Use feature crosses to create synthetic features by multiplying two features, boosting predictive performance on nonlinear relationships with non neural network algorithms.
Organize training sets using Vertex II managed data sets to label, annotate, track data lineage, and generate statistics, while automatically splitting data into training, testing, and validation sets.
Handle missing data in training sets by deleting rows, imputing with mean/median/mode, or carrying forward last observed values; weigh simplicity against bias and data leakage, especially in time series.
Identify why outliers occur, from errors to natural minority cases, and apply z-scores, interquartile range, box plots, and DBSCAN to detect and decide how to handle them.
Identify data leakage, where training data include information unavailable at prediction time, and learn examples like future-based imputations, session total counts, and city proxies that bias model performance.

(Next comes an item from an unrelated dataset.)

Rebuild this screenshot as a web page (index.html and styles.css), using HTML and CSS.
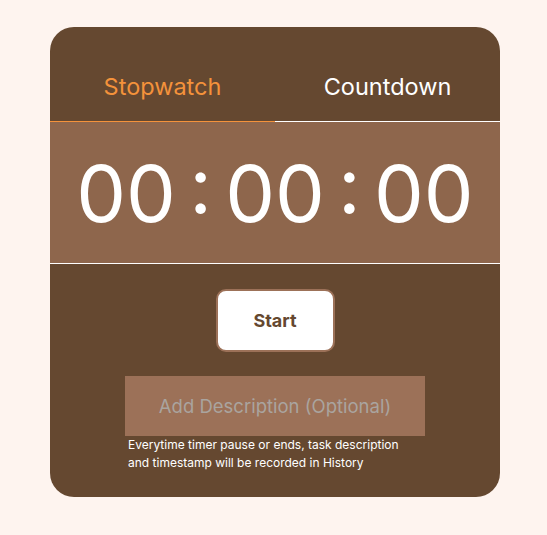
FILE: index.html
```html
<!DOCTYPE html>
<html>
<head>
<meta charset="utf-8">
<link rel="stylesheet" href="styles.css">
</head>
<body>
<div class="card">
  <div class="tabs">
    <div class="tab active">Stopwatch</div>
    <div class="tab">Countdown</div>
  </div>
  <div class="display">00 : 00 : 00</div>
  <div class="controls">
    <button class="start">Start</button>
    <div class="desc">
      <input class="desc-input" type="text" placeholder="Add Description (Optional)">
      <p class="hint">Everytime timer pause or ends, task description and timestamp will be recorded in History</p>
    </div>
  </div>
</div>
</body>
</html>
```

FILE: styles.css
```css
html, body {
  margin: 0;
  padding: 0;
  background: #fef4ef;
  font-family: Inter, "Liberation Sans", Arial, sans-serif;
}
body {
  padding-top: 27px;
}
.card {
  width: 450px;
  height: 470px;
  margin-left: 50px;
  background: #654830;
  border-radius: 24px;
  overflow: hidden;
  display: flex;
  flex-direction: column;
}
.tabs {
  display: flex;
  height: 95px;
}
.tab {
  flex: 1;
  display: flex;
  align-items: flex-start;
  justify-content: center;
  padding-top: 45px;
  box-sizing: border-box;
  font-size: 23.5px;
  color: #ffffff;
  border-bottom: 1px solid #ffffff;
}
.tab.active {
  color: #f4923b;
  border-bottom-color: #f4923b;
}
.display {
  height: 141px;
  background: #8e664c;
  border-bottom: 1px solid #ffffff;
  color: #ffffff;
  font-size: 79px;
  word-spacing: -9px;
  display: flex;
  align-items: center;
  justify-content: center;
}
.controls {
  display: flex;
  flex-direction: column;
  align-items: center;
  padding-top: 25px;
}
.start {
  width: 119px;
  height: 63px;
  background: #ffffff;
  border: 2px solid #9c7158;
  border-radius: 10px;
  color: #654830;
  font-family: Inter, "Liberation Sans", Arial, sans-serif;
  font-weight: bold;
  font-size: 18px;
  cursor: pointer;
}
.desc {
  margin-top: 24px;
  width: 300px;
}
.desc-input {
  display: block;
  width: 300px;
  height: 60px;
  box-sizing: border-box;
  border: none;
  outline: none;
  background: #9c7158;
  text-align: center;
  font-family: Inter, "Liberation Sans", Arial, sans-serif;
  font-size: 18.5px;
  color: #ffffff;
}
.desc-input::placeholder {
  color: #aaa49f;
}
.hint {
  margin: 0;
  padding: 0 0 0 3px;
  max-width: 285px;
  color: #ffffff;
  font-size: 12px;
  line-height: 18px;
}
```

Machine Learning Engineer is a rewarding, in demand role, and increasingly important to organizations moving building data intensive services in the cloud. The Google Cloud Professional Machine Learning Engineer certification is one of the field's most recognized credentials. This course will help prepare you to take and pass the exam. Specifically, this course will help you understand the details of:
Building and deploying ML models to solve business challenges using Google Cloud services and best practices for machine learning
Aspects of machine learning model architecture, data pipelines structures, optimization, as well as monitoring model performance in production
Fundamental concepts of model development, infrastructure management, data engineering, and data governance
Preparing data, optimizing storage formats, performing exploratory data analysis, and handling missing data
Feature engineering, data augmentation, and feature encoding to maximize the likelihood of building successful models
Understand responsible AI throughout the ML development process and apply proper controls and governance to ensure fairness in machine learning models.

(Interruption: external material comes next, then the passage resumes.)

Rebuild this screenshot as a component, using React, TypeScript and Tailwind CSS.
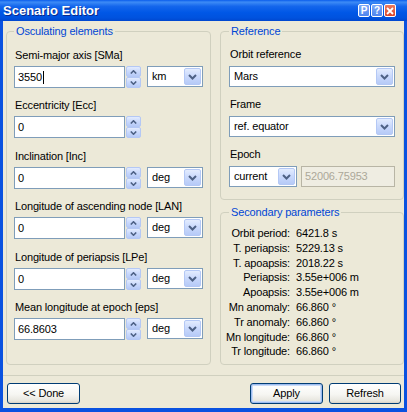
import React from "react";

const btnBlue =
  "rounded-[2px] border border-[#B4C8F5] bg-[linear-gradient(180deg,#E3ECFE_0%,#CBDAFC_45%,#B6CAF7_100%)]";

function ChevDown() {
  return (
    <svg width="9" height="6" viewBox="0 0 9 6">
      <path d="M1 1 L4.5 4.5 L8 1" fill="none" stroke="#4D6185" strokeWidth="2" />
    </svg>
  );
}

function SmallChev({ up }: { up?: boolean }) {
  return (
    <svg width="7" height="4" viewBox="0 0 7 4">
      {up ? (
        <path d="M0.8 3.5 L3.5 0.8 L6.2 3.5" fill="none" stroke="#4D6185" strokeWidth="1.6" />
      ) : (
        <path d="M0.8 0.5 L3.5 3.2 L6.2 0.5" fill="none" stroke="#4D6185" strokeWidth="1.6" />
      )}
    </svg>
  );
}

function Combo({ value, className }: { value: string; className: string }) {
  return (
    <div className={`flex h-[21px] items-stretch border border-[#7F9DB9] bg-white p-[1px] ${className}`}>
      <div className="flex flex-1 items-center whitespace-nowrap pl-[3px] text-black">{value}</div>
      <div className={`flex w-[17px] items-center justify-center ${btnBlue}`}>
        <ChevDown />
      </div>
    </div>
  );
}

function Spin() {
  return (
    <div className="ml-[1px] flex h-[22px] w-[15px] flex-col">
      <div className={`flex flex-1 items-center justify-center ${btnBlue}`}>
        <SmallChev up />
      </div>
      <div className={`flex flex-1 items-center justify-center ${btnBlue}`}>
        <SmallChev />
      </div>
    </div>
  );
}

function Field({
  label,
  value,
  unit,
  caret,
  className,
}: {
  label: string;
  value: string;
  unit?: string;
  caret?: boolean;
  className?: string;
}) {
  return (
    <div className={`flex flex-col ${className ?? ""}`}>
      <div className="h-[14px] whitespace-nowrap pl-[1px] leading-[14px]">{label}</div>
      <div className="mt-[4px] flex items-start">
        <div className="flex h-[22px] w-[111px] items-center border border-[#7F9DB9] bg-white pl-[3px]">
          <span>{value}</span>
          {caret && <span className="ml-[1px] h-[13px] w-px bg-black" />}
        </div>
        <Spin />
        {unit && <Combo value={unit} className="ml-[6px] w-[56px]" />}
      </div>
    </div>
  );
}

function Label({ children }: { children: React.ReactNode }) {
  return <div className="h-[14px] whitespace-nowrap pl-[1px] leading-[14px]">{children}</div>;
}

function XPButton({ children, def, className }: { children: React.ReactNode; def?: boolean; className: string }) {
  return (
    <div
      className={`flex h-[21px] items-center justify-center rounded-[3px] border border-[#003C74] bg-[linear-gradient(180deg,#FFFFFF_0%,#F6F6F2_55%,#E6E5DD_90%,#D6D0C5_100%)] ${
        def ? "shadow-[inset_0_0_0_1px_#9DBCEF,inset_0_0_0_2px_#C9DBF8]" : ""
      } ${className}`}
    >
      {children}
    </div>
  );
}

const secondary: [string, string][] = [
  ["Orbit period:", "6421.8 s"],
  ["T. periapsis:", "5229.13 s"],
  ["T. apoapsis:", "2018.22 s"],
  ["Periapsis:", "3.55e+006 m"],
  ["Apoapsis:", "3.55e+006 m"],
  ["Mn anomaly:", "66.860 °"],
  ["Tr anomaly:", "66.860 °"],
  ["Mn longitude:", "66.860 °"],
  ["Tr longitude:", "66.860 °"],
];

export default function App() {
  return (
    <div className="flex h-[412px] w-[407px] flex-col bg-[#0A52E0] font-['Liberation_Sans',Arial,sans-serif] text-[11px] tracking-[-0.15px] text-black">
      {/* Title bar */}
      <div className="flex h-[21px] items-center bg-[linear-gradient(180deg,#0A5DEC_0%,#3D8BF6_10%,#1466EC_30%,#0057E6_60%,#0052DE_85%,#0047CF_100%)] pl-[3px] pr-[11px]">
        <div className="flex-1 text-[13px] font-bold leading-none tracking-normal text-white [text-shadow:1px_1px_0_#0A2A8A]">
          Scenario Editor
        </div>
        <div className="flex gap-[1px]">
          <div className="flex h-[13px] w-[12px] items-center justify-center rounded-[2px] border border-white bg-[linear-gradient(180deg,#7DA8F7_0%,#4E85EE_100%)] text-[10px] font-bold leading-none text-white">
            P
          </div>
          <div className="flex h-[13px] w-[12px] items-center justify-center rounded-[2px] border border-white bg-[linear-gradient(180deg,#7DA8F7_0%,#4E85EE_100%)] text-[10px] font-bold leading-none text-white">
            ?
          </div>
          <div className="flex h-[13px] w-[12px] items-center justify-center rounded-[2px] border border-white bg-[linear-gradient(180deg,#EC7A5E_0%,#D9452A_100%)]">
            <svg width="8" height="8" viewBox="0 0 8 8">
              <path d="M1 1 L7 7 M7 1 L1 7" stroke="white" strokeWidth="1.8" />
            </svg>
          </div>
        </div>
      </div>

      {/* Body */}
      <div className="mx-[3px] mb-[4px] flex flex-1 flex-col bg-[#ECE9D8]">
        <div className="mt-[4px] flex items-stretch">
          {/* Left group */}
          <fieldset className="ml-[3px] w-[203px] rounded-[4px] border border-[#D0D0BF] px-[7px] pb-[24px]">
            <legend className="px-[2px] leading-[13px] text-[#0046D5]">Osculating elements</legend>
            <div className="flex flex-col pt-[10px]">
              <Field label="Semi-major axis [SMa]" value="3550" unit="km" caret />
              <Field label="Eccentricity [Ecc]" value="0" className="mt-[10px]" />
              <Field label="Inclination [Inc]" value="0" unit="deg" className="mt-[11px]" />
              <Field label="Longitude of ascending node [LAN]" value="0" unit="deg" className="mt-[10px]" />
              <Field label="Longitude of periapsis [LPe]" value="0" unit="deg" className="mt-[11px]" />
              <Field label="Mean longitude at epoch [eps]" value="66.8603" unit="deg" className="mt-[10px]" />
            </div>
          </fieldset>

          {/* Right column */}
          <div className="ml-[9px] mr-[1px] flex w-[184px] flex-col">
            <fieldset className="rounded-[4px] border border-[#D0D0BF] px-[8px] pb-[12px]">
              <legend className="px-[2px] leading-[13px] text-[#0046D5]">Reference</legend>
              <div className="flex flex-col pt-[9px]">
                <Label>Orbit reference</Label>
                <Combo value="Mars" className="mt-[5px] w-[166px]" />
                <div className="mt-[10px]">
                  <Label>Frame</Label>
                </div>
                <Combo value="ref. equator" className="mt-[5px] w-[166px]" />
                <div className="mt-[10px]">
                  <Label>Epoch</Label>
                </div>
                <div className="mt-[5px] flex gap-[4px]">
                  <Combo value="current" className="w-[68px]" />
                  <div className="flex h-[21px] w-[94px] items-center border border-[#B8B5A5] bg-[#EFEDE2] pl-[3px] text-[#ACA899]">
                    52006.75953
                  </div>
                </div>
              </div>
            </fieldset>

            <fieldset className="mt-[6px] flex-1 rounded-[4px] border border-[#D0D0BF] px-[8px]">
              <legend className="px-[2px] leading-[13px] text-[#0046D5]">Secondary parameters</legend>
              <div className="flex flex-col pt-[7px]">
                {secondary.map(([k, v]) => (
                  <div key={k} className="flex h-[14.8px] items-center leading-[14.8px]">
                    <div className="flex w-[61px] justify-end whitespace-nowrap">{k}</div>
                    <div className="ml-[6px] whitespace-nowrap">{v}</div>
                  </div>
                ))}
              </div>
            </fieldset>
          </div>
        </div>

        {/* Separator */}
        <div className="mt-[10px] h-px bg-[#D0D0BF]" />

        {/* Buttons */}
        <div className="mt-[7px] flex items-center">
          <XPButton className="ml-[4px] w-[73px]">&lt;&lt; Done</XPButton>
          <div className="flex-1" />
          <XPButton def className="w-[73px]">
            Apply
          </XPButton>
          <XPButton className="ml-[6px] mr-[3px] w-[72px]">Refresh</XPButton>
        </div>
      </div>
    </div>
  );
}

By the end of this course, you will know how to use Google Cloud services for machine learning and just as importantly, you will understand machine learning concepts and techniques needed to use those services effectively.

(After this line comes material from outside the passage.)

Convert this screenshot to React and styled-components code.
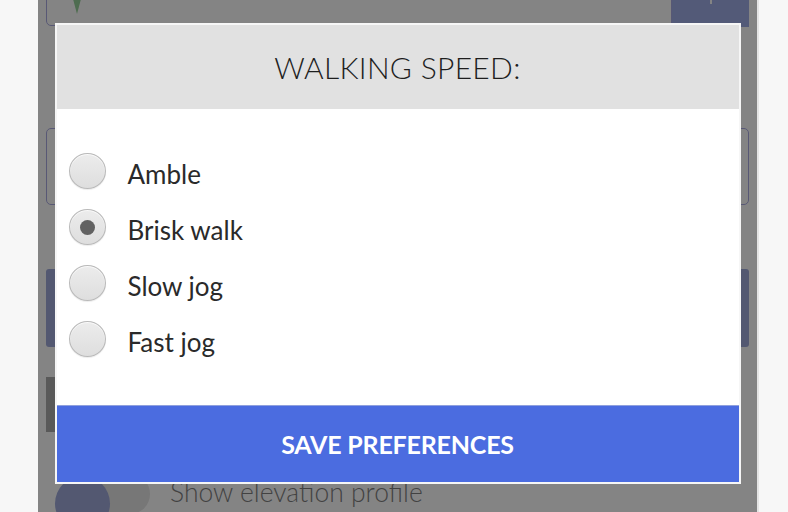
import React, { useState } from 'react';
import styled, { createGlobalStyle } from 'styled-components';

const GlobalStyle = createGlobalStyle`
    html, body {
        margin: 0;
        padding: 0;
        background: #f7f7f7;
        font-family: 'Lato', 'Noto Sans', sans-serif;
        overflow: hidden;
    }
`;

const Page = styled.div`
    height: 100vh;
    display: flex;
    padding-left: 38px;
`;

const AppColumn = styled.div`
    position: relative;
    width: 719px;
    height: 100vh;
    overflow: hidden;
    background: #ffffff;
    border-right: 2px solid #e4e4e4;
`;

const Content = styled.div`
    display: flex;
    flex-direction: column;
    padding: 0 8px;
    margin-top: -35px;
`;

const SearchRow = styled.div`
    display: flex;
    align-items: flex-start;
    height: 62px;
`;

const SearchInput = styled.div`
    flex: 1;
    height: 59px;
    border: 1px solid #6d6dcc;
    border-radius: 5px 0 0 5px;
    display: flex;
    align-items: flex-end;
    justify-content: space-between;
    padding: 0 30px 0 22px;
`;

const Pin = styled.svg`
    width: 16px;
    height: 30px;
    margin-bottom: 11px;
`;

const ClearDot = styled.div`
    width: 26px;
    height: 26px;
    border-radius: 50%;
    background: #a8a8a8;
    margin-bottom: 29px;
`;

const GoButton = styled.div`
    width: 77px;
    height: 62px;
    background: #5a73d8;
    display: flex;
    justify-content: center;
    align-items: flex-end;
    padding-bottom: 23px;
    box-sizing: border-box;
`;

const Tick = styled.div`
    width: 2px;
    height: 5px;
    background: #ffffff;
`;

const TextBox = styled.div`
    height: 75px;
    margin-top: 101px;
    border: 1px solid #6d6dcc;
    border-radius: 5px;
`;

const PrimaryBlock = styled.div`
    height: 78px;
    margin-top: 64px;
    background: #5a6cc0;
    border-radius: 3px;
`;

const GreyChip = styled.div`
    width: 90px;
    height: 55px;
    margin-top: 30px;
    background: #6e6e6e;
`;

const ToggleRow = styled.div`
    display: flex;
    align-items: flex-start;
    gap: 20px;
    margin-top: 42px;
`;

const Track = styled.div`
    position: relative;
    width: 88px;
    height: 40px;
    margin-left: 16px;
    border-radius: 20px;
    background: #d2d2d2;
`;

const Knob = styled.div`
    position: absolute;
    left: -7px;
    top: 2px;
    width: 55px;
    height: 55px;
    border-radius: 50%;
    background: #5a6cc0;
`;

const ToggleLabel = styled.span`
    font-size: 26.5px;
    font-weight: 300;
    color: #222;
    line-height: 36px;
`;

const Overlay = styled.div`
    position: absolute;
    inset: 0;
    background: rgba(80, 80, 80, 0.7);
    display: flex;
    justify-content: center;
    align-items: flex-start;
    padding-top: 23px;
`;

const Modal = styled.div`
    width: 686px;
    height: 461px;
    box-sizing: border-box;
    background: #ffffff;
    border: 2px solid #f6f6f6;
    display: flex;
    flex-direction: column;
`;

const Header = styled.div`
    height: 84px;
    flex-shrink: 0;
    background: #e1e1e1;
    display: flex;
    align-items: center;
    justify-content: center;
`;

const Title = styled.h2`
    margin: 0;
    font-size: 30px;
    font-weight: 300;
    color: #1e1e1e;
    letter-spacing: 0.3px;
`;

const Options = styled.div`
    flex: 1;
    display: flex;
    flex-direction: column;
    padding: 34px 12px 0;
`;

const Option = styled.label`
    height: 56px;
    display: flex;
    align-items: center;
    gap: 22px;
    cursor: pointer;
`;

const Radio = styled.input`
    appearance: none;
    margin: 0;
    width: 37px;
    height: 36px;
    border-radius: 50%;
    border: 1.5px solid #b9b9b9;
    background: linear-gradient(#ececec, #dedede);
    box-shadow: inset 0 1px 1px rgba(255, 255, 255, 0.8), 0 1px 1px rgba(0, 0, 0, 0.08);
    display: grid;
    place-items: center;
    cursor: pointer;

    &:checked::after {
        content: '';
        width: 15px;
        height: 15px;
        border-radius: 50%;
        background: #626262;
    }
`;

const OptionText = styled.span`
    font-size: 26px;
    font-weight: 400;
    color: #2a2a2a;
    margin-top: 6px;
`;

const SaveButton = styled.button`
    height: 77px;
    flex-shrink: 0;
    border: none;
    border-top: 1px solid #8fa0dd;
    background: #4b6ce0;
    color: #ffffff;
    font-family: 'Lato', 'Noto Sans', sans-serif;
    font-size: 25px;
    font-weight: 700;
    letter-spacing: -0.2px;
    cursor: pointer;
`;

const speeds = ['Amble', 'Brisk walk', 'Slow jog', 'Fast jog'];

const App = () => {
    const [speed, setSpeed] = useState('Brisk walk');

    return (
        <>
            <GlobalStyle />
            <Page>
                <AppColumn>
                    <Content>
                        <SearchRow>
                            <SearchInput>
                                <Pin viewBox="0 0 16 30">
                                    <path d="M0 0 H16 L8 30 Z" fill="#4cb050" />
                                </Pin>
                                <ClearDot />
                            </SearchInput>
                            <GoButton>
                                <Tick />
                            </GoButton>
                        </SearchRow>
                        <TextBox />
                        <PrimaryBlock />
                        <GreyChip />
                        <ToggleRow>
                            <Track>
                                <Knob />
                            </Track>
                            <ToggleLabel>Show elevation profile</ToggleLabel>
                        </ToggleRow>
                    </Content>

                    <Overlay>
                        <Modal>
                            <Header>
                                <Title>WALKING SPEED:</Title>
                            </Header>
                            <Options>
                                {speeds.map((s) => (
                                    <Option key={s}>
                                        <Radio
                                            type="radio"
                                            name="speed"
                                            checked={speed === s}
                                            onChange={() => setSpeed(s)}
                                        />
                                        <OptionText>{s}</OptionText>
                                    </Option>
                                ))}
                            </Options>
                            <SaveButton>SAVE PREFERENCES</SaveButton>
                        </Modal>
                    </Overlay>
                </AppColumn>
            </Page>
        </>
    );
};

export default App;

Unlike courses that set out to teach you how to use particular Google Cloud services, this course is designed to teach you services as well as all the topics covered in the Google Cloud Professional Machine Learning Exam Guide, including machine learning fundamentals and techniques.
The course begins with a discussion of framing business problems as machine learning problems followed by a chapter on the technical framing on ML problems. We next review the architecture of training pipelines and supporting ML services in Google Cloud, such as:
Vertex AI Datasets
AutoML
Vertex AI Workbenches
Cloud Storage
BigQuery
Cloud Dataflow
Cloud Dataproc.
Machine learning and infrastructure and security are reviewed next.
We then shift focus to building and implementing machine learning models starting with managing and preparing data for machine learning, building machine learning models, and training and testing machine learning models. This is followed by chapters on machine learning serving and monitoring and tuning and optimizing both the training and serving of machine learning models.
Machine learning operations, also known as MLOps, borrow heavily from software engineering practices. As a machine engineer, you will use your understanding of software engineering practices and apply them to machine learning. Machine learning engineers know how to use ML tools, build models, deploy to production, and monitor ML services. They also know how to tune pipelines and optimize the use of compute and storage resources.
Machine learning engineers and data engineers complement each other. Data engineers build services and pipelines for collecting, storing, and managing data while machine learning engineers use those data services as a starting point for accessing data and building ML models to solve specific business problems.